7. Adjusting Query Parameters to Influence Scores
Parameters such as boost, tie_breaker (in dis_max queries), and minimum_should_match can influence scoring behavior. For example, boosting a field like this:
{
"query": {
"multi_match": {
"query": "wireless mouse",
"fields": ["name^3", "description"]
}
}
}
This boosts matches found in the name field three times more than those in the description.
8. Analyzing Scores with Explain API
To understand how scores are computed, use the explain API:
GET /products/_search
{
"explain": true,
"query": {
"match": {
"description": "wireless"
}
}
}
This provides detailed score breakdowns, helping debug and optimize scoring strategies.
Best Practices
1. Define Clear Relevance Goals
Before customizing scoring, identify what makes a result relevant. Is it keyword frequency, freshness, user ratings, or other factors? Clear goals guide scoring strategy.
2. Use Boosting Judiciously
Boosting fields or functions should be used carefully to avoid skewed results. Over-boosting may push less relevant documents to the top.
3. Combine Multiple Factors
Use function_score queries to combine textual relevance with business metrics like popularity, recency, or user behavior.
4. Test with Real Queries and Data
Always test your scoring approach using actual search queries and realistic datasets to ensure it meets user expectations.
5. Monitor and Iterate
Search behavior changes over time. Regularly monitor search analytics and adjust scoring to maintain relevance.
Tools and Resources
1. Kibana Dev Tools
Use Kibana’s Dev Tools console to interactively build and test Elasticsearch queries and view scoring results.
2. Elasticsearch Explain API
Provides detailed insights into how document scores are calculated.
3. Elasticsearch Documentation
The official Elasticsearch documentation is comprehensive and includes guides on scoring and ranking.
4. Elasticsearch Head Plugin
A web front-end for Elasticsearch that allows easy querying and index management.
5. Open Source Examples
Explore GitHub repositories and community projects demonstrating Elasticsearch scoring techniques.
Real Examples
Example 1: Boosting Recent Articles
A news website wants to rank recent articles higher without ignoring keyword relevance.
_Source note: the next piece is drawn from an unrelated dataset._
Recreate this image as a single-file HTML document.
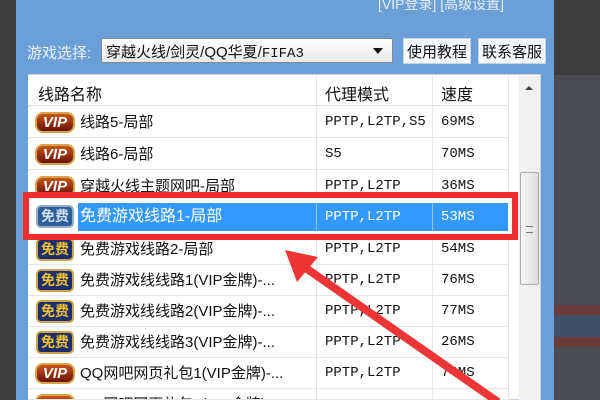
<!DOCTYPE html>
<html style="width:600px;height:400px;overflow:hidden"><head><meta charset="utf-8"><style>
*{margin:0;padding:0;box-sizing:border-box}
body{width:600px;height:400px;overflow:hidden;position:relative;background:#3d3d3d;font-family:"Liberation Sans","Noto Sans CJK SC",sans-serif}
.abs{position:absolute}
#panel{left:16px;top:0;width:538px;height:400px;background:#6a9fd7}
.zh{font-family:"Liberation Sans","Noto Sans CJK SC",sans-serif;font-size:15px;color:#111}
.mono{font-family:"Liberation Mono","Noto Sans CJK SC",monospace;font-size:14px;color:#111}
.btn{background:#f4f7fb;border:1px solid #c8d3e0;font-size:15px;color:#111;text-align:center;line-height:27px}
.row{position:absolute;left:28px;width:480px;height:31px;border-bottom:1px solid #e6e6e6;background:#fff}
.row span{position:absolute;top:0;line-height:31px}
.c1{left:52px}.c2{left:297px}.c3{left:413px}
.vip{position:absolute;left:7px;top:5px;width:40px;height:21px;border-radius:8px;background:linear-gradient(#c8541a,#6a1208);border:2px solid #d7a24a;color:#fff;font:bold italic 15px "Liberation Sans",sans-serif;text-align:center;line-height:17px}
.mf{position:absolute;left:8px;top:4px;width:38px;height:23px;border-radius:5px;background:#1d2f6a;border:2px solid #c9a449;color:#f0c030;font-size:14px;font-weight:bold;text-align:center;line-height:19px}
</style></head><body>
<div class="abs" style="left:554px;top:75px;width:46px;height:325px;background:#4a4c52"></div>
<div class="abs" style="left:554px;top:305px;width:46px;height:10px;background:#6b3a3a"></div>
<div class="abs" style="left:554px;top:337px;width:46px;height:10px;background:#6b3a3a"></div>
<div class="abs" style="left:554px;top:315px;width:46px;height:22px;background:#3f5068"></div>
<div id="panel" class="abs"></div>
<div class="abs zh" style="left:378px;top:-6px;color:#e8eef8;font-size:14px">[VIP登录] [高级设置]</div>
<div class="abs zh" style="left:27px;top:42px;color:#eef3fa;font-size:15px">游戏选择:</div>
<div class="abs" style="left:101px;top:38px;width:292px;height:25px;background:linear-gradient(#fff,#e9e9e9);border:1px solid #7f8a96;border-radius:2px"></div>
<div class="abs zh" style="left:106px;top:41px;font-size:15px">穿越火线/剑灵/QQ华夏/<span class="mono" style="font-size:14px">FIFA3</span></div>
<div class="abs" style="left:373px;top:48px;width:0;height:0;border-left:5px solid transparent;border-right:5px solid transparent;border-top:6px solid #111"></div>
<div class="abs btn" style="left:403px;top:38px;width:68px;height:26px">使用教程</div>
<div class="abs btn" style="left:478px;top:38px;width:68px;height:26px">联系客服</div>
<div class="abs" style="left:28px;top:74px;width:513px;height:326px;background:#fff;border:1px solid #c9d2dc"></div>
<div class="abs" style="left:28px;top:75px;width:480px;height:31px;background:#fff;border-bottom:1px solid #e0e0e0"></div>
<div class="abs zh" style="left:38px;top:81px;font-size:16px">线路名称</div>
<div class="abs zh" style="left:325px;top:81px;font-size:16px">代理模式</div>
<div class="abs zh" style="left:441px;top:81px;font-size:16px">速度</div>
<div class="abs" style="left:316px;top:75px;width:1px;height:325px;background:#e6e6e6;z-index:2"></div>
<div class="abs" style="left:432px;top:75px;width:1px;height:325px;background:#e6e6e6;z-index:2"></div>
<div class="abs" style="left:508px;top:75px;width:1px;height:325px;background:#e6e6e6;z-index:2"></div>
<div class="abs" style="left:519px;top:76px;width:21px;height:324px;background:#f0f0f0"></div>
<div class="abs" style="left:525px;top:86px;width:0;height:0;border-left:4px solid transparent;border-right:4px solid transparent;border-bottom:4px solid #444"></div>
<div class="abs" style="left:520px;top:172px;width:19px;height:113px;background:linear-gradient(90deg,#f8f8f8,#dcdcdc);border:1px solid #aaa;border-radius:2px"></div>
<div class="abs" style="left:526px;top:226px;width:7px;height:7px;border-top:1px solid #777;border-bottom:1px solid #777"></div>

<div class="row" style="top:107px"><div class="vip">VIP</div><span class="zh c1">线路5-局部</span><span class="mono c2">PPTP,L2TP,S5</span><span class="mono c3">69MS</span></div>
<div class="row" style="top:139px"><div class="vip">VIP</div><span class="zh c1">线路6-局部</span><span class="mono c2">S5</span><span class="mono c3">70MS</span></div>
<div class="row" style="top:171px"><div class="vip">VIP</div><span class="zh c1">穿越火线主题网吧-局部</span><span class="mono c2">PPTP,L2TP</span><span class="mono c3">36MS</span></div>
<div class="row" style="top:234px"><div class="mf">免费</div><span class="zh c1">免费游戏线路2-局部</span><span class="mono c2">PPTP,L2TP</span><span class="mono c3">54MS</span></div>
<div class="row" style="top:265px"><div class="mf">免费</div><span class="zh c1">免费游戏线线路1(VIP金牌)-...</span><span class="mono c2">PPTP,L2TP</span><span class="mono c3">76MS</span></div>
<div class="row" style="top:296px"><div class="mf">免费</div><span class="zh c1">免费游戏线线路2(VIP金牌)-...</span><span class="mono c2">PPTP,L2TP</span><span class="mono c3">77MS</span></div>
<div class="row" style="top:327px"><div class="mf">免费</div><span class="zh c1">免费游戏线线路3(VIP金牌)-...</span><span class="mono c2">PPTP,L2TP</span><span class="mono c3">26MS</span></div>
<div class="row" style="top:358px"><div class="vip">VIP</div><span class="zh c1">QQ网吧网页礼包1(VIP金牌)-...</span><span class="mono c2">PPTP,L2TP</span><span class="mono c3">74MS</span></div>
<div class="row" style="top:389px;height:11px;overflow:hidden"><div class="vip">VIP</div><span class="zh c1">QQ网吧网页礼包2(VIP金牌)-...</span></div>

<div class="abs" style="left:23px;top:192px;width:495px;height:48px;border:6px solid #ee2f2f;background:#fff;z-index:3"></div>
<div class="abs" style="left:33px;top:203px;width:475px;height:28px;z-index:4;background:#fff">
 <div class="abs" style="left:45px;top:0;width:430px;height:28px;background:#3399ff"></div>
 <div class="mf" style="left:3px;top:2px;background:#2f5f9a;color:#cfe0f0;border-color:#9ab;">免费</div>
 <span class="abs zh" style="left:47px;top:0;line-height:28px;color:#fff;font-size:16px">免费游戏线路1-局部</span>
 <div class="abs" style="left:283px;top:0;width:1px;height:28px;background:#8fc4ff"></div>
 <div class="abs" style="left:399px;top:0;width:1px;height:28px;background:#8fc4ff"></div>
 <span class="abs mono" style="left:292px;top:0;line-height:28px;color:#fff">PPTP,L2TP</span>
 <span class="abs mono" style="left:408px;top:0;line-height:28px;color:#fff">53MS</span>
</div>
<svg class="abs" style="left:0;top:0;z-index:5" width="600" height="400">
 <line x1="498" y1="402" x2="300" y2="264" stroke="#ee3535" stroke-width="8"/>
 <polygon points="285,250 318,257 297,282" fill="#ee3535"/>
</svg>
</body></html>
They use a function_score query to boost documents based on a publish_date field:
GET /articles/_search
{
"query": {
"function_score": {
"query": {
"match": {
"content": "election results"
}
},
"functions": [
{
"gauss": {
"publish_date": {
"origin": "now",
"scale": "10d"
}
}
}
],
"boost_mode": "multiply"
}
}
}
Example 2: Combining Text Relevance and Popularity
An e-commerce store wants to combine keyword relevance with product popularity and user ratings:
GET /products/_search
{
"query": {
"function_score": {
"query": {
"multi_match": {
"query": "smartphone",
"fields": ["name^4", "description"]
}
},
"functions": [
{
"field_value_factor": {
"field": "popularity",
"factor": 1.5,
"modifier": "log1p",
"missing": 1
}
},
{
"field_value_factor": {
"field": "user_rating",
"factor": 2,
"missing": 0
}
}
],
"score_mode": "sum",
"boost_mode": "multiply"
}
}
}
FAQs
What is the default scoring algorithm in Elasticsearch?
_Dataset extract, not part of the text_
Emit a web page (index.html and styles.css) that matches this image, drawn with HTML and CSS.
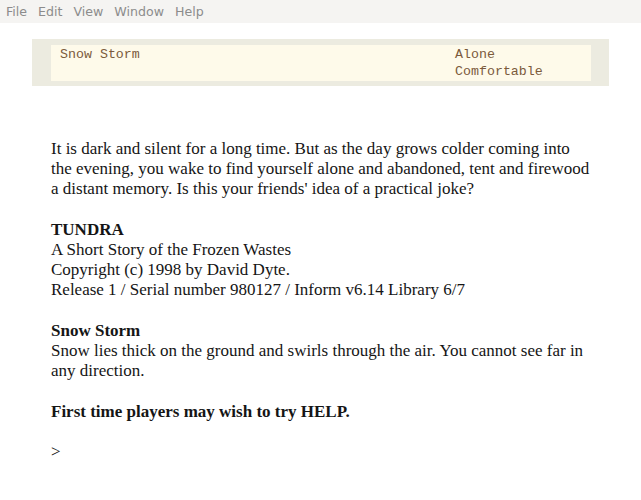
FILE: index.html
```html
<!DOCTYPE html>
<html lang="en">
<head>
    <meta charset="UTF-8">
    <title>Tundra</title>
    <link rel="stylesheet" href="styles.css">
</head>
<body>
    <div class="menubar">
        <span class="menu-item">File</span>
        <span class="menu-item">Edit</span>
        <span class="menu-item">View</span>
        <span class="menu-item">Window</span>
        <span class="menu-item">Help</span>
    </div>

    <div class="game">
        <div class="status">
            <div class="status-inner">
                <div class="status-left">Snow Storm</div>
                <div class="status-right">Alone<br>Comfortable</div>
            </div>
        </div>

        <div class="story">
            <p>It is dark and silent for a long time. But as the day grows colder coming into the evening, you wake to find yourself alone and abandoned, tent and firewood a distant memory. Is this your friends' idea of a practical joke?</p>
            <p><b>TUNDRA</b><br>
            A Short Story of the Frozen Wastes<br>
            Copyright (c) 1998 by David Dyte.<br>
            Release 1 / Serial number 980127 / Inform v6.14 Library 6/7</p>
            <p><b>Snow Storm</b><br>
            Snow lies thick on the ground and swirls through the air. You cannot see far in any direction.</p>
            <p><b>First time players may wish to try HELP.</b></p>
            <p class="prompt">&gt;</p>
        </div>
    </div>
</body>
</html>
```

FILE: styles.css
```css
body {
    margin: 0;
    background: #fff;
    font-family: "Liberation Serif", serif;
}
.menubar {
    height: 23px;
    background: #f5f4f2;
    display: flex;
    align-items: center;
    gap: 11px;
    padding-left: 6px;
    font-family: "DejaVu Sans", sans-serif;
    font-size: 12.6px;
    color: #8c8c8c;
}
.game {
    width: 577px;
    margin: 16px auto 0;
}
.status {
    background: #ecebe0;
    padding: 6px 18px 5px 19px;
}
.status-inner {
    background: #fefaea;
    display: flex;
    height: 35px;
    padding: 1px 8px 0 9px;
    font-family: "Liberation Mono", monospace;
    font-size: 13.3px;
    line-height: 17px;
    color: #7b5a3c;
}
.status-left {
    flex: 1;
}
.status-right {
    width: 128px;
}
.story {
    padding: 53px 19px 0;
    font-size: 17px;
    line-height: 20.2px;
    color: #151515;
}
.story p {
    margin: 0 0 20.2px;
}
```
Elasticsearch uses the BM25 algorithm by default, which improves upon traditional TF-IDF by adding field length normalization and other enhancements.
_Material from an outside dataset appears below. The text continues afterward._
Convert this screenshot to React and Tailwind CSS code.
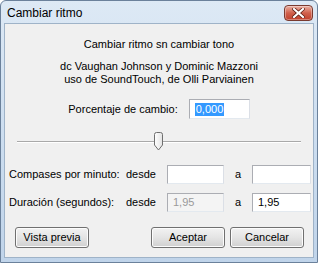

Can I customize scoring for specific fields?
Yes, you can apply boosts to individual fields in queries or use function_score queries to incorporate custom scoring logic.
How do I debug why a document scored a certain way?
The explain API provides a detailed breakdown of scoring calculations for each document.
Is it possible to disable scoring?
Yes, for filters or certain query types, scoring can be disabled to improve performance, but then documents are not ranked by relevance.
How does boosting affect search results?
Boosting increases the importance of certain fields or documents, pushing them higher in the search results based on the boost factor.
Conclusion
Mastering Elasticsearch scoring empowers you to deliver highly relevant search experiences tailored to your application’s unique needs. By understanding the underlying algorithms, leveraging function_score queries, and applying best practices, you can optimize search result rankings effectively. Remember to continuously test, monitor, and refine your scoring strategies using real data and queries. With these techniques, Elasticsearch can become a powerful ally in building intuitive, user-friendly search functionality that drives engagement and satisfaction.